The Corporate Governance Committee of the Commerce &
Industry Group, the Law Society's recognised body for in-house
lawyers, has warned that lawyers could find themselves exposed
because of gaps in legislation protecting people who expose
corporate wrongdoing.
"Compliance officers and money-laundering reporting officers are
particularly exposed because they may have to make disclosures
outside of their organisations, and this was not contemplated when
the whisleblowing legislation was drafted," said a statement from
the Group.
It said that the law should be changed. "The Committee suggests
that the legislation should be amended to protect individuals who
are complying in good faith with their obligations to make external
reports."
The Public Interest Disclosure Act (PIDA) provides some
protection for employees when it comes to reporting malpractice by
a company. The Commerce & Industry Group (C&I Group) has
produced guidance on the application of that law to in-house
lawyers.
"PIDA encourages employees, contractors and other staff and
workers in an organisation to raise their concerns about a
malpractice by protecting them from dismissal, victimisation or
other detriment, provided they have acted in good faith," said the
guidance.
"If they suffer a detriment for making a 'protected disclosure',
there is no qualifying period of service and there is no limit to
the amount of compensation they may be awarded," it said.

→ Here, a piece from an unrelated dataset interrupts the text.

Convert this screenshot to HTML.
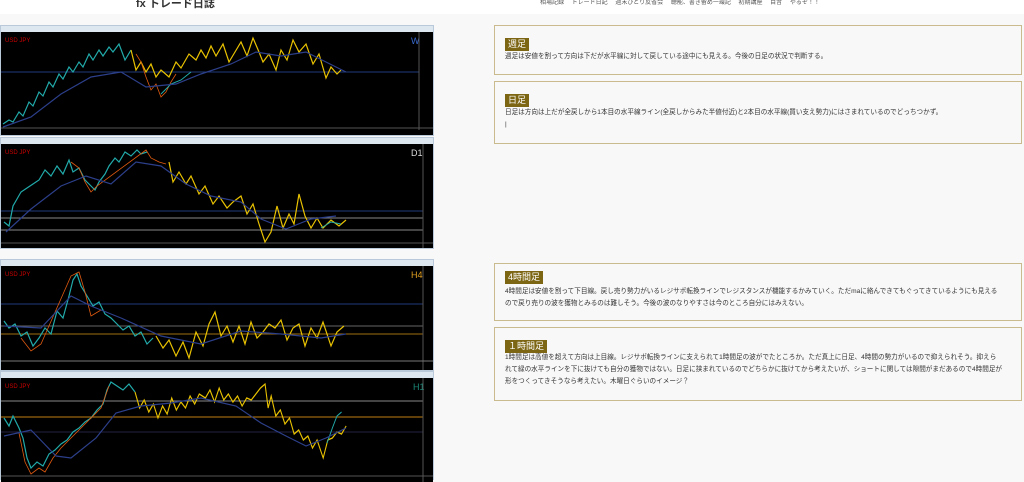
<!DOCTYPE html>
<html><head><meta charset="utf-8"><style>
*{margin:0;padding:0;box-sizing:border-box}
body{width:1024px;height:480px;overflow:hidden;background:#f8f8f8;font-family:"Liberation Sans","Noto Sans CJK JP",sans-serif;position:relative}
.hdr{position:absolute;left:0;top:0;width:1024px;height:14px;background:#fff}
.logo{position:absolute;left:136px;top:-5px;font-size:11px;font-weight:bold;color:#333}
.nav{position:absolute;left:540px;top:-3px;font-size:6px;color:#555;word-spacing:6px}
.win{position:absolute;left:0;width:434px;background:#dfe8f1;border:1px solid #b9c9d9}
.win .t{height:6px;background:#dde7f0}
.win svg{display:block}
.box{position:absolute;left:494px;width:528px;border:1px solid #c9bb8e;background:#f8f8f8}
.bd{position:absolute;left:10px;background:#7c6513;color:#fff;font-size:9px;line-height:13px;padding:0 3px}
.tx{position:absolute;left:10px;font-size:6.6px;color:#333;line-height:12px;width:497px}
</style></head><body>
<div class="hdr"><div class="logo">fx トレード日誌</div><div class="nav">相場記録 トレード日記 週末ひとり反省会 聴能、書き留め一環記 初期講座 目音 やるぞ！！</div></div>

<div class="win" style="top:25px;height:111px"><div class="t"></div>
<svg width="432" height="103" viewBox="0 0 432 103"><rect width="432" height="103" fill="#000"/>
<text x="4" y="10" fill="#c00" font-size="6">USD JPY</text><text x="410" y="12" fill="#3a6ad0" font-size="9">W</text>
<line x1="0" y1="40" x2="418" y2="40" stroke="#223a7a"/><line x1="418" y1="0" x2="418" y2="98" stroke="#555"/><line x1="0" y1="96" x2="432" y2="96" stroke="#555"/>
<polyline fill="none" stroke="#2aa" stroke-width="1.2" points="2,92 8,88 12,90 18,80 22,84 28,70 32,74 38,60 42,64 48,50 52,55 58,42 62,47 68,35 72,40 78,30 82,35 88,22 92,28 98,18 102,24 108,15 112,20 118,12 124,28 130,18"/>
<polyline fill="none" stroke="#e9c200" stroke-width="1.2" points="130,18 135,38 140,30 145,40 150,32 155,45 160,38 168,45 175,30 180,36 188,22 195,28 200,18 205,26 210,14 215,24 222,12 228,30 234,20 240,10 246,24 252,6 258,20 262,30 268,22 275,38 280,18 286,28 292,8 298,20 305,12 312,32 318,22 325,46 330,35 336,42 340,38"/>
<polyline fill="none" stroke="#e05a10" stroke-width="0.8" points="135,22 140,30 145,45 150,58 155,52 160,65 165,60 170,50 175,42"/>
<polyline fill="none" stroke="#2aa" stroke-width="1" points="160,62 170,52 180,48 190,40"/>
<polyline fill="none" stroke="#2c3f8a" stroke-width="1.2" points="2,95 30,85 60,62 90,45 120,40 145,55 175,52 200,42 230,32 255,20 280,24 305,20 325,30 345,40"/>
</svg></div>

<div class="win" style="top:137px;height:112px"><div class="t"></div>
<svg width="432" height="104" viewBox="0 0 432 104"><rect width="432" height="104" fill="#000"/>
<text x="4" y="10" fill="#c00" font-size="6">USD JPY</text><text x="410" y="12" fill="#ddd" font-size="9">D1</text>
<line x1="0" y1="67" x2="422" y2="67" stroke="#223a7a"/><line x1="0" y1="74" x2="422" y2="74" stroke="#888"/><line x1="0" y1="86" x2="422" y2="86" stroke="#888"/>
<line x1="422" y1="0" x2="422" y2="104" stroke="#555"/><line x1="0" y1="99" x2="432" y2="99" stroke="#555"/>
<polyline fill="none" stroke="#2aa" stroke-width="1.2" points="3,78 8,82 12,62 16,55 20,48 26,44 32,40 38,36 44,26 50,32 56,22 62,30 68,16 72,28 78,24 84,36 88,40 94,46 98,38 104,30 108,22 114,14 118,18 124,8 130,12 136,6 140,10 146,8"/>
<polyline fill="none" stroke="#e05a10" stroke-width="0.8" points="70,18 78,24 84,38 90,48 96,42 145,6 150,14 158,18 165,20"/>
<polyline fill="none" stroke="#e9c200" stroke-width="1.2" points="168,18 172,38 178,28 185,40 190,32 198,50 204,42 212,60 218,52 226,64 232,58 240,52 246,70 252,60 258,80 264,98 270,88 276,62 282,84 288,70 293,80 298,50 304,72 310,84 316,74 322,84 330,76 338,82 345,76"/>
<polyline fill="none" stroke="#2aa" stroke-width="1" points="320,84 330,78 340,80"/>
<polyline fill="none" stroke="#2c3f8a" stroke-width="1.2" points="5,88 30,65 60,42 85,32 110,40 135,18 160,22 185,40 210,52 240,58 260,75 285,85 310,75 335,72"/>
</svg></div>

<div class="win" style="top:259px;height:112px"><div class="t"></div>
<svg width="432" height="104" viewBox="0 0 432 104"><rect width="432" height="104" fill="#000"/>
<text x="4" y="10" fill="#c00" font-size="6">USD JPY</text><text x="410" y="12" fill="#e0a020" font-size="9">H4</text>
<line x1="0" y1="38" x2="422" y2="38" stroke="#223a7a"/><line x1="0" y1="60" x2="422" y2="60" stroke="#666"/><line x1="0" y1="68" x2="422" y2="68" stroke="#a07010"/>
<line x1="422" y1="0" x2="422" y2="104" stroke="#555"/><line x1="0" y1="95" x2="432" y2="95" stroke="#777"/>
<polyline fill="none" stroke="#2aa" stroke-width="1.2" points="3,55 8,62 14,58 20,70 26,66 32,80 38,72 44,62 50,68 56,45 62,52 68,30 72,14 76,8 80,20 86,30 92,40 98,36 104,48 110,52 116,58 122,64 128,60 134,70 140,66 146,78 152,72"/>
<polyline fill="none" stroke="#e05a10" stroke-width="0.8" points="20,72 30,85 40,78 70,10 78,6 84,26 90,50 100,44"/>
<polyline fill="none" stroke="#e9c200" stroke-width="1.2" points="155,70 162,82 168,74 175,90 182,76 188,92 195,66 202,80 208,58 214,46 220,70 226,60 232,76 238,60 244,78 250,56 256,72 262,66 268,58 274,62 280,54 286,74 292,62 298,58 304,80 310,62 316,72 322,56 330,80 336,66 343,60"/>
<polyline fill="none" stroke="#2c3f8a" stroke-width="1.2" points="3,60 40,62 70,30 90,40 120,52 160,70 200,78 240,65 280,68 320,72 345,68"/>
</svg></div>

<div class="win" style="top:371px;height:109px"><div class="t"></div>
<svg width="432" height="104" viewBox="0 0 432 104"><rect width="432" height="104" fill="#000"/>
<text x="4" y="10" fill="#c00" font-size="6">USD JPY</text><text x="412" y="12" fill="#1a8a7a" font-size="9">H1</text>
<line x1="0" y1="23" x2="422" y2="23" stroke="#888"/><line x1="0" y1="39" x2="422" y2="39" stroke="#c08010"/><line x1="0" y1="54" x2="422" y2="54" stroke="#224"/>
<line x1="422" y1="0" x2="422" y2="104" stroke="#555"/><line x1="0" y1="98" x2="432" y2="98" stroke="#555"/>
<polyline fill="none" stroke="#2aa" stroke-width="1.2" points="3,40 8,48 12,38 18,50 22,60 26,80 30,90 36,84 42,88 48,76 54,72 60,66 66,62 72,54 78,50 84,44 90,40 96,32 102,26 106,12 110,4 116,8 122,12 128,6 134,14"/>
<polyline fill="none" stroke="#e05a10" stroke-width="0.8" points="18,55 24,84 30,96 38,90 44,94 52,80 60,70 100,30 108,8"/>
<g transform="translate(31.5,0) scale(0.765,1)">
<polyline fill="none" stroke="#e9c200" stroke-width="1.4" points="134,14 140,30 146,22 152,34 158,26 164,40 170,28 176,36 182,20 188,32 194,24 200,30 206,18 212,26 218,16 226,20 232,12 238,24 244,10 250,22 256,16 262,24 268,18 274,28 280,20 286,22 292,16 298,10 304,6 308,30 312,18 318,38 324,32 330,46 336,40 342,56 348,52 354,62 360,58 366,70 372,62 380,80 386,62 392,60 398,54 404,56 410,48"/>
<polyline fill="none" stroke="#2aa" stroke-width="1.2" points="385,65 392,50 398,38 404,34"/>
</g>
<polyline fill="none" stroke="#2c3f8a" stroke-width="1.2" points="3,58 30,52 55,78 70,80 95,60 115,35 140,28 170,25 200,20 235,28 260,45 285,58 305,68 325,60 345,50"/>
</svg></div>

<div class="box" style="top:25px;height:50px"><div class="bd" style="top:12px">週足</div><div class="tx" style="top:25px">週足は安値を割って方向は下だが水平線に対して戻している途中にも見える。今後の日足の状況で判断する。</div></div>
<div class="box" style="top:81px;height:63px"><div class="bd" style="top:12px">日足</div><div class="tx" style="top:25px">日足は方向は上だが全戻しから1本目の水平線ライン(全戻しからみた半値付近)と2本目の水平線(買い支え勢力)にはさまれているのでどっちつかず。<br>|</div></div>
<div class="box" style="top:263px;height:58px"><div class="bd" style="top:7px">4時間足</div><div class="tx" style="top:22px">4時間足は安値を割って下目線。戻し売り勢力がいるレジサポ転換ラインでレジスタンスが機能するかみていく。ただmaに絡んできてもぐってきているようにも見えるので戻り売りの波を獲物とみるのは難しそう。今後の波のなりやすさは今のところ自分にはみえない。</div></div>
<div class="box" style="top:327px;height:74px"><div class="bd" style="top:12px">１時間足</div><div class="tx" style="top:24px">1時間足は高値を超えて方向は上目線。レジサポ転換ラインに支えられて1時間足の波がでたところか。ただ真上に日足、4時間の勢力がいるので抑えられそう。抑えられて緑の水平ラインを下に抜けても自分の獲物ではない。日足に挟まれているのでどちらかに抜けてから考えたいが、ショートに関しては隙間がまだあるので4時間足が形をつくってきそうなら考えたい。木曜日ぐらいのイメージ？</div></div>
</body></html>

The disclosures must show that the person believes that the
company's behaviour is or is likely to cause a criminal offence to
be committed, a failure to comply with a legal obligation, a
miscarriage of justice, a threat to the health or safety of a
worker, damage to the environment or deliberate concealment of any
of these.
The C&I Group said that the legislation leaves some lawyers
exposed, though, because some of the information they will want to
disclose will be bound by legal privilege between lawyer and
client.
The law also fails to protect lawyers who disclose information
to external authorities, even when other laws insist that such
information be disclosed.
"The law sometimes requires particular individuals to report
malpractices directly to external bodies, such as the Financial
Services Authority or Serious and Organised Crime Agency," said the
C&I Group's guidance. "It would therefore be logical for PIDA
to provide these individuals with the protection they would have
had if they had been making an internal, rather than an external
report."
"Unfortunately, it does not. Instead it imposes an important
additional burden on the whistleblower, if he or she has to blow
the whistle to an external regulator or government body such as the
FSA, by requiring him or her to show that they had a reasonable
belief that the information disclosed and that any allegations
contained in it are substantially true. Consequently,
compliance officers may be required to report matters to the FSA
before they have sufficient information to be sure that they are
within the safe harbour provided by the PIDA," it said.
Nonetheless, the Group said that lawyers should always report
malpractice, even if the Act does not give them the protection that
they might want.
"Our view is that you should not allow the question of PIDA
protection to affect or delay your decision whether or not to blow
the whistle. If you believe that your organisation has committed,
or is about to commit, a malpractice that is sufficiently serious
to justify reporting it directly to the Board, and still more so to
justify reporting it externally, then you must do this regardless
of any concerns you may have about preserving your own job or
obtaining compensation if you are victimised. You may be heavily
criticised if you decide not to blow the whistle because of
concerns for your own position," it said.